Thanks so much for this!  🙂

My response:

Your concern with Duncan is familiar because we also live in New England around a lot of Dunkin Donuts. While I never noticed the connection, my husband did, and he vetoed it for our son. My husband’s main concern was that he was a chubby child, and in case our son took after him, he didn’t want our son carrying the extra Dunkin Donuts burden. Ironically our son is a peanut.

You may have noticed that every name will have a drawback. The trick is to decide which drawbacks you can live with. Maybe my readers can shed more light on which drawbacks they could live with and which ones are deal breakers. But in the end, the decision is very personal. For me clashing with the last name is a deal breaker, while clashing with a sibling name is not, unless distinguishing among the siblings’ names is difficult. Someone else may disagree with me.

The names crossed off your easel are terrific. I really love Rafferty, and know a little boy named Thatcher, which has grown on me. I was going to suggest Thatcher, along with Fletcher and Spencer, but was trying to steer you clear of -er ending names because of your last name. But if you find that name you both love that happens to end in -er, I wouldn’t nix the name for that reason alone.

Readers: What would you named baby boy S***er? Which drawbacks are deal breakers and which drawbacks could you learn to live with?

When Every Name Seems Wrong: The Cure

Do any of these stories sound familiar?

Scenario 1: We Don’t Like Any Names!

You and your other half are expecting, and you have poured over baby name books, looking for a name that jumps out at you and screams, This is your baby! but after looking at thousands of names, none of them seem right.

Scenario 2: Good Names are Ruined by Bad Kids!

You or your partner work with a lot of kids, maybe one or both of you are teachers or day care workers, and you hear the same names or a group of similar names every year among your students. Or you find a name you like and it gets ruined because of a problem child.

Scenario 3: We Can’t Agree!

You and your other half have very different tastes in names, and you each despise the other’s favorites. Finding a name that both of you can merely live with seems like too much compromise. You want to find that name both of you love, but with your different tastes that task seems impossible. What to do?

The Game Plan

While I’m not claiming that naming a baby is a completely logical process, having a process can help you conquer overwhelm. Here’s the process we’ve developed to help deal with these all too common scenarios. The steps are:

  1. Take a Break
  2. Manage Your Expectations
  3. Determine Your Priorities
  4. Focus on What You Can Control (Let Go of What You Can’t)

Take a Break

Assuming you are not days away from birth, sometimes taking a break is the best thing to do. For one week, do not discuss, read or even think about names.

This might be hard. As a distraction, focus on other activities to plan for your arrival. After birth, you will be too tired to do anything but feed, clean and dress your baby.

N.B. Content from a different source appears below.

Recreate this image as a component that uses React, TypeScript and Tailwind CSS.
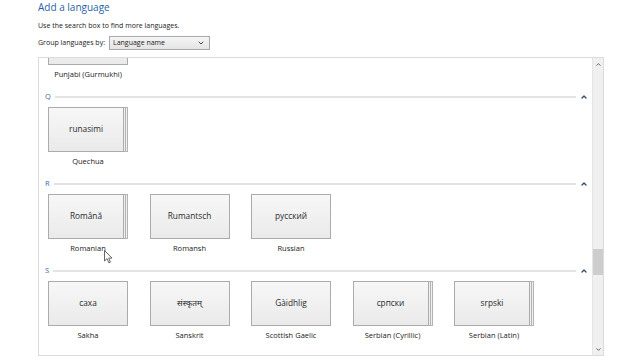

Before birth is a good time to decorate the nursery take up scrap booking, etc.

If you happen to come across an interesting name during your week-long naming hiatus, by all means, put it on your list, but other than that, avoid actively searching for names. After not thinking about names, your mind will be clear of clutter and you can continue to the next steps.

Manage Your Expectations

Perhaps taking a break is not possible if the birth of your child is fast approaching, but no matter where you are in your pregnancy, you can manage your expectations. How do you do that?

Realize you will not find the perfect name, but you will find the right name. The right name may not grab you but could gradually grow on you over time. Instead of looking for a name that will give you an exhilarating rush, think about names you like on real people.

Determine Your Priorities

Think about what you want in a name. If unsure of where to start, these guide lines can help. Some examples of name priorities are:

1. How the name coordinates with the last name
2. Style – How the name coordinates with sibling or future sibling names. Do you generally like modern or vintage names?
3. Uniqueness – Is fitting in important or do you place a higher value on individuality?
4. Family tradition – Do you wish to continue family name traditions or do you wish to create a new family name tradition?

The order of these examples is in no way the suggested priority. Order of priority will vary for each family.

Determining your priorities will help narrow down choices. The growing name pool has overwhelmed parents with so many choices, explains Laura Wattenberg on The Baby Name Wizard Blog.  This phenomenon has been coined The Paradox of Choiceby psychologist Barry Schwartz who argues that consumers given too many choices will feel overwhelmed.

Cut down choices and manage overwhelm by using your priorities as a framework.

Focus On What You Can Control

Remember The Serenity Prayer?

God grant me the serenity to accept the things I cannot change;

the courage to change the things I can;

and the wisdom to know the difference.

I often replace “change” in the serenity prayer with “control” in my head, and the message is essentially the same. First focus on what you can control and then accept what you can’t control.

You can control:

  1. Your baby’s name

You can’t control:

  1. A formerly unique name becoming popular seemingly overnight and ending up on five friends’ babies over the course of two years.
  2. An otherwise wonderful name becoming the name of the a child who could have been the devil’s spawn.
  3. Your favorite name getting used for a friend or acquaintance’s baby
  4. How your child will feel about her name as she grows up.

We have just gone over the basic framework for this series. Over the next couple of weeks, we will go over examples of how to apply each step in real-life, based on the scenarios described.